Lost Boundaries is a 1949 American film directed by Alfred L. Werker that stars Beatrice Pearson, Mel Ferrer (in his first starring role), and Susan Douglas Rubes. The film is based on William Lindsay White‘s book of the same title, a non-fiction account of Dr. Albert C. Johnston and his family who passed for white while living in New England in the 1930s and 1940s. The film won the 1949 Cannes Film Festival award for Best Screenplay.

Plot

In 1922, Scott Mason Carter (Mel Ferrer) graduates from Chase Medical School in Chicago and promptly marries Marcia (Beatrice Pearson). Both are light-skinned enough to be mistaken for whites. Scott has found an internship for himself, but his fellow graduate, the dark-skinned Jesse Pridham (Ray Saunders), wonders if he will have to work as a Pullman porter until there is an opening in a black hospital.

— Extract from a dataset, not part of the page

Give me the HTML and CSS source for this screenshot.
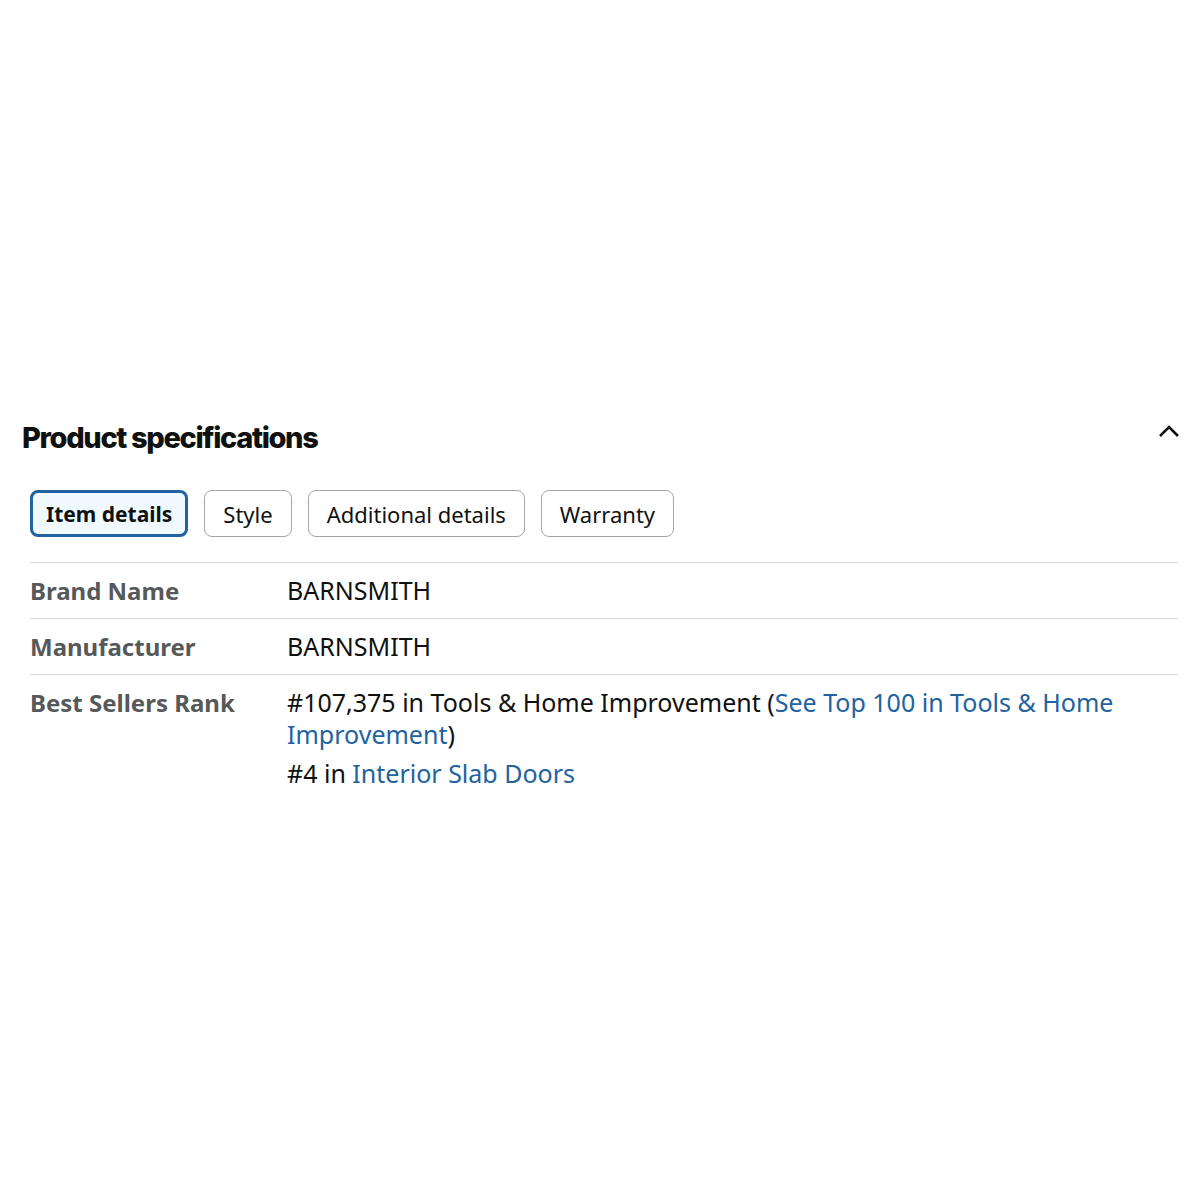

When Scott appears for work in Georgia, the black hospital director tells him that the board of directors has decided to give preference to Southern applicants and rescinds the job offer. Marcia insists her husband continue searching for another medical job. In the meantime, they live in Boston with Marcia’s parents, who have successfully been passing as white. Her father and some of their black friends suggest they do the same. Instead, Scott continues to apply as a Negro and is repeatedly rejected. Scott finally yields, quits his job making shoes, and masquerades as white for a one-year internship in Portsmouth, New Hampshire.